Exercise details >>
Reproduce the full listing below unchanged, apart from the pictures.
++++ Data segment
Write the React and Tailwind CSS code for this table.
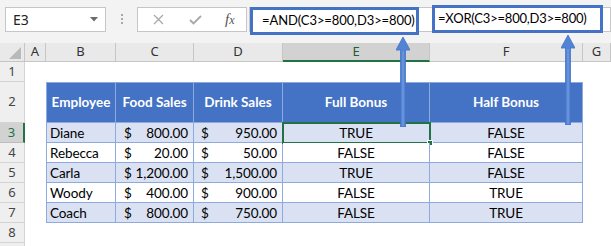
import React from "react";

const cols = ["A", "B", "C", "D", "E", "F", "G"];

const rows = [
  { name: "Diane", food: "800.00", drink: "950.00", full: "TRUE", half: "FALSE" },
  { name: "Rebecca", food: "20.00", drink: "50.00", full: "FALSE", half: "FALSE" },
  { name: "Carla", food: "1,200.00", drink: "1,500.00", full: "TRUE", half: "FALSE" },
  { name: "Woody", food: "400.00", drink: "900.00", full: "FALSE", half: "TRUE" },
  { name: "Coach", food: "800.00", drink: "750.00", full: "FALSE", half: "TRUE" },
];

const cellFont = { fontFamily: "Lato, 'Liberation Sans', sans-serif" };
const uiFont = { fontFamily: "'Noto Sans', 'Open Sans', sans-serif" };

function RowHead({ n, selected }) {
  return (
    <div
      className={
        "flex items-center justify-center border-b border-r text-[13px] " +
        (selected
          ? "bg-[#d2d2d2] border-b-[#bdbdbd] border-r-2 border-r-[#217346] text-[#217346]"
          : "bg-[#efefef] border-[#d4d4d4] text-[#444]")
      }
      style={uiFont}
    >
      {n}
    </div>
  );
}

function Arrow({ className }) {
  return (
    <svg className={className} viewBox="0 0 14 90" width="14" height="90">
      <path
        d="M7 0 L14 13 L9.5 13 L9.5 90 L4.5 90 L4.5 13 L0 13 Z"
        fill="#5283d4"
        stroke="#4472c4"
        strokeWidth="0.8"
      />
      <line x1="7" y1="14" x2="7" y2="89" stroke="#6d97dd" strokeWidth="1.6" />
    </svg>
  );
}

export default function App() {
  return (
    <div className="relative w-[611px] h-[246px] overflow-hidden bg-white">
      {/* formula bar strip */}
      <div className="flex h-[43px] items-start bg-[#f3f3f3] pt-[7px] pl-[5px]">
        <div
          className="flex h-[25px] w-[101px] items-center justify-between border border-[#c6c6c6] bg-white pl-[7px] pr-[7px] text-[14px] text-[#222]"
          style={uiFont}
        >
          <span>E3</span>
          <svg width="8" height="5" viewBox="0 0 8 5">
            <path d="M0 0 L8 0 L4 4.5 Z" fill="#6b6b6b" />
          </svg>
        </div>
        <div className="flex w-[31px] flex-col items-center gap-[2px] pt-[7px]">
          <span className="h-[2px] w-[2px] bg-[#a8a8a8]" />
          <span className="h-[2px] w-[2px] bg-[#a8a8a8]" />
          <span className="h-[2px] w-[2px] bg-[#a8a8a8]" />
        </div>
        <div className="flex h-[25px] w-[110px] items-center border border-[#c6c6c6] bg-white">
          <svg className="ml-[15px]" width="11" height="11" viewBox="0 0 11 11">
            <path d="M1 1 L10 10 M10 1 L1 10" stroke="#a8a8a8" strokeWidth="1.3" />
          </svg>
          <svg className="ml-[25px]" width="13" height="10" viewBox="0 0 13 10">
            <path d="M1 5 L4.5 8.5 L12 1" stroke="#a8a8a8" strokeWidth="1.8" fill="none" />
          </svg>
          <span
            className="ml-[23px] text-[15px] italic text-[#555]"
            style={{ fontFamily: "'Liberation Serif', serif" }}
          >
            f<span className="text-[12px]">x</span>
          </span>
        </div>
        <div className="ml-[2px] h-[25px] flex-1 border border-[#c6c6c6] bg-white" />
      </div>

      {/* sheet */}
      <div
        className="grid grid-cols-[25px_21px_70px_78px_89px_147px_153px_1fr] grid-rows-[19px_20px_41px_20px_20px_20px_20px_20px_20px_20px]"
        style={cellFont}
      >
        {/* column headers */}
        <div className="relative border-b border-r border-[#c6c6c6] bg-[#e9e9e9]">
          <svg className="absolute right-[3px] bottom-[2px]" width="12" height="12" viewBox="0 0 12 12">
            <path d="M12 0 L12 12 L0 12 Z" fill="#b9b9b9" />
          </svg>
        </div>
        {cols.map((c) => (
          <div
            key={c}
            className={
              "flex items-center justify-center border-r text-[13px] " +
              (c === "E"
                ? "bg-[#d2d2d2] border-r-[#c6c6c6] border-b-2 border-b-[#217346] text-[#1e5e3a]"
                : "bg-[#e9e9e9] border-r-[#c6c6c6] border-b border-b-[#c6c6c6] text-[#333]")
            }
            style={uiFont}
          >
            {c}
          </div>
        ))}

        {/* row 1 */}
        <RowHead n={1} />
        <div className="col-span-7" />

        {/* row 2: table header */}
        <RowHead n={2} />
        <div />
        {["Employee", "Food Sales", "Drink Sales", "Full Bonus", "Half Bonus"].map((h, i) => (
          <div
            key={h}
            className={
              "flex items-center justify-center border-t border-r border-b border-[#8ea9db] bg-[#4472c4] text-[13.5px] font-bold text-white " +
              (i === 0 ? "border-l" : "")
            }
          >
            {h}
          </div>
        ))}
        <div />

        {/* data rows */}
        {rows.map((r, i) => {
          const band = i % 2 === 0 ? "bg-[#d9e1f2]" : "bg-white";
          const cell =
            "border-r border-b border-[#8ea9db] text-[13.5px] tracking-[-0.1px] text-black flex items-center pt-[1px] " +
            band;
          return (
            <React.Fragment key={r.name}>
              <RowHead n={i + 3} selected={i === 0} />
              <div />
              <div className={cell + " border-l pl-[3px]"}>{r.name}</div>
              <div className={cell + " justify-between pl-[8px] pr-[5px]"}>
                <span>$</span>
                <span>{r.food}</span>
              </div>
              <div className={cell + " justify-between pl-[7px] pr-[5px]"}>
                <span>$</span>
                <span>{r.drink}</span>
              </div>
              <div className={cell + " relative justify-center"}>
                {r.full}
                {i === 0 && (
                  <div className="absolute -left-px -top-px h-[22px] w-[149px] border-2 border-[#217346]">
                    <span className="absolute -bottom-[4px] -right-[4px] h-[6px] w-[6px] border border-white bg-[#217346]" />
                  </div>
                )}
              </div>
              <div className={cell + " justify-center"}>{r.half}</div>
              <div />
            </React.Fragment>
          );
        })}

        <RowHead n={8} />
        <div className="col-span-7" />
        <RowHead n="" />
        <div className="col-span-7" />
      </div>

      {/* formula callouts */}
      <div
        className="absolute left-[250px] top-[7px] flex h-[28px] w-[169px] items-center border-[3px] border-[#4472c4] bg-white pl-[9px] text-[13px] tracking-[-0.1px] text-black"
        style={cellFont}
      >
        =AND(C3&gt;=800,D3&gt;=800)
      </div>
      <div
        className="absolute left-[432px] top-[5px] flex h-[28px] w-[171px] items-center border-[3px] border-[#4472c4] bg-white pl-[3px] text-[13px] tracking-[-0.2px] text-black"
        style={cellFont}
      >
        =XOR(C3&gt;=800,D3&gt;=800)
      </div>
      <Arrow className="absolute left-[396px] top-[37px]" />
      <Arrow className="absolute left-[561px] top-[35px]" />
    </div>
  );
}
++++++++
Exercise result >>
Write the React and Tailwind CSS code for this table.
import React from "react";

const cols = ["A", "B", "C", "D", "E", "F", "G"];

const rows = [
  { name: "Diane", food: "800.00", drink: "950.00", full: "TRUE", half: "FALSE" },
  { name: "Rebecca", food: "20.00", drink: "50.00", full: "FALSE", half: "FALSE" },
  { name: "Carla", food: "1,200.00", drink: "1,500.00", full: "TRUE", half: "FALSE" },
  { name: "Woody", food: "400.00", drink: "900.00", full: "FALSE", half: "TRUE" },
  { name: "Coach", food: "800.00", drink: "750.00", full: "FALSE", half: "TRUE" },
];

const cellFont = { fontFamily: "Lato, 'Liberation Sans', sans-serif" };
const uiFont = { fontFamily: "'Noto Sans', 'Open Sans', sans-serif" };

function RowHead({ n, selected }) {
  return (
    <div
      className={
        "flex items-center justify-center border-b border-r text-[13px] " +
        (selected
          ? "bg-[#d2d2d2] border-b-[#bdbdbd] border-r-2 border-r-[#217346] text-[#217346]"
          : "bg-[#efefef] border-[#d4d4d4] text-[#444]")
      }
      style={uiFont}
    >
      {n}
    </div>
  );
}

function Arrow({ className }) {
  return (
    <svg className={className} viewBox="0 0 14 90" width="14" height="90">
      <path
        d="M7 0 L14 13 L9.5 13 L9.5 90 L4.5 90 L4.5 13 L0 13 Z"
        fill="#5283d4"
        stroke="#4472c4"
        strokeWidth="0.8"
      />
      <line x1="7" y1="14" x2="7" y2="89" stroke="#6d97dd" strokeWidth="1.6" />
    </svg>
  );
}

export default function App() {
  return (
    <div className="relative w-[611px] h-[246px] overflow-hidden bg-white">
      {/* formula bar strip */}
      <div className="flex h-[43px] items-start bg-[#f3f3f3] pt-[7px] pl-[5px]">
        <div
          className="flex h-[25px] w-[101px] items-center justify-between border border-[#c6c6c6] bg-white pl-[7px] pr-[7px] text-[14px] text-[#222]"
          style={uiFont}
        >
          <span>E3</span>
          <svg width="8" height="5" viewBox="0 0 8 5">
            <path d="M0 0 L8 0 L4 4.5 Z" fill="#6b6b6b" />
          </svg>
        </div>
        <div className="flex w-[31px] flex-col items-center gap-[2px] pt-[7px]">
          <span className="h-[2px] w-[2px] bg-[#a8a8a8]" />
          <span className="h-[2px] w-[2px] bg-[#a8a8a8]" />
          <span className="h-[2px] w-[2px] bg-[#a8a8a8]" />
        </div>
        <div className="flex h-[25px] w-[110px] items-center border border-[#c6c6c6] bg-white">
          <svg className="ml-[15px]" width="11" height="11" viewBox="0 0 11 11">
            <path d="M1 1 L10 10 M10 1 L1 10" stroke="#a8a8a8" strokeWidth="1.3" />
          </svg>
          <svg className="ml-[25px]" width="13" height="10" viewBox="0 0 13 10">
            <path d="M1 5 L4.5 8.5 L12 1" stroke="#a8a8a8" strokeWidth="1.8" fill="none" />
          </svg>
          <span
            className="ml-[23px] text-[15px] italic text-[#555]"
            style={{ fontFamily: "'Liberation Serif', serif" }}
          >
            f<span className="text-[12px]">x</span>
          </span>
        </div>
        <div className="ml-[2px] h-[25px] flex-1 border border-[#c6c6c6] bg-white" />
      </div>

      {/* sheet */}
      <div
        className="grid grid-cols-[25px_21px_70px_78px_89px_147px_153px_1fr] grid-rows-[19px_20px_41px_20px_20px_20px_20px_20px_20px_20px]"
        style={cellFont}
      >
        {/* column headers */}
        <div className="relative border-b border-r border-[#c6c6c6] bg-[#e9e9e9]">
          <svg className="absolute right-[3px] bottom-[2px]" width="12" height="12" viewBox="0 0 12 12">
            <path d="M12 0 L12 12 L0 12 Z" fill="#b9b9b9" />
          </svg>
        </div>
        {cols.map((c) => (
          <div
            key={c}
            className={
              "flex items-center justify-center border-r text-[13px] " +
              (c === "E"
                ? "bg-[#d2d2d2] border-r-[#c6c6c6] border-b-2 border-b-[#217346] text-[#1e5e3a]"
                : "bg-[#e9e9e9] border-r-[#c6c6c6] border-b border-b-[#c6c6c6] text-[#333]")
            }
            style={uiFont}
          >
            {c}
          </div>
        ))}

        {/* row 1 */}
        <RowHead n={1} />
        <div className="col-span-7" />

        {/* row 2: table header */}
        <RowHead n={2} />
        <div />
        {["Employee", "Food Sales", "Drink Sales", "Full Bonus", "Half Bonus"].map((h, i) => (
          <div
            key={h}
            className={
              "flex items-center justify-center border-t border-r border-b border-[#8ea9db] bg-[#4472c4] text-[13.5px] font-bold text-white " +
              (i === 0 ? "border-l" : "")
            }
          >
            {h}
          </div>
        ))}
        <div />

        {/* data rows */}
        {rows.map((r, i) => {
          const band = i % 2 === 0 ? "bg-[#d9e1f2]" : "bg-white";
          const cell =
            "border-r border-b border-[#8ea9db] text-[13.5px] tracking-[-0.1px] text-black flex items-center pt-[1px] " +
            band;
          return (
            <React.Fragment key={r.name}>
              <RowHead n={i + 3} selected={i === 0} />
              <div />
              <div className={cell + " border-l pl-[3px]"}>{r.name}</div>
              <div className={cell + " justify-between pl-[8px] pr-[5px]"}>
                <span>$</span>
                <span>{r.food}</span>
              </div>
              <div className={cell + " justify-between pl-[7px] pr-[5px]"}>
                <span>$</span>
                <span>{r.drink}</span>
              </div>
              <div className={cell + " relative justify-center"}>
                {r.full}
                {i === 0 && (
                  <div className="absolute -left-px -top-px h-[22px] w-[149px] border-2 border-[#217346]">
                    <span className="absolute -bottom-[4px] -right-[4px] h-[6px] w-[6px] border border-white bg-[#217346]" />
                  </div>
                )}
              </div>
              <div className={cell + " justify-center"}>{r.half}</div>
              <div />
            </React.Fragment>
          );
        })}

        <RowHead n={8} />
        <div className="col-span-7" />
        <RowHead n="" />
        <div className="col-span-7" />
      </div>

      {/* formula callouts */}
      <div
        className="absolute left-[250px] top-[7px] flex h-[28px] w-[169px] items-center border-[3px] border-[#4472c4] bg-white pl-[9px] text-[13px] tracking-[-0.1px] text-black"
        style={cellFont}
      >
        =AND(C3&gt;=800,D3&gt;=800)
      </div>
      <div
        className="absolute left-[432px] top-[5px] flex h-[28px] w-[171px] items-center border-[3px] border-[#4472c4] bg-white pl-[3px] text-[13px] tracking-[-0.2px] text-black"
        style={cellFont}
      >
        =XOR(C3&gt;=800,D3&gt;=800)
      </div>
      <Arrow className="absolute left-[396px] top-[37px]" />
      <Arrow className="absolute left-[561px] top-[35px]" />
    </div>
  );
}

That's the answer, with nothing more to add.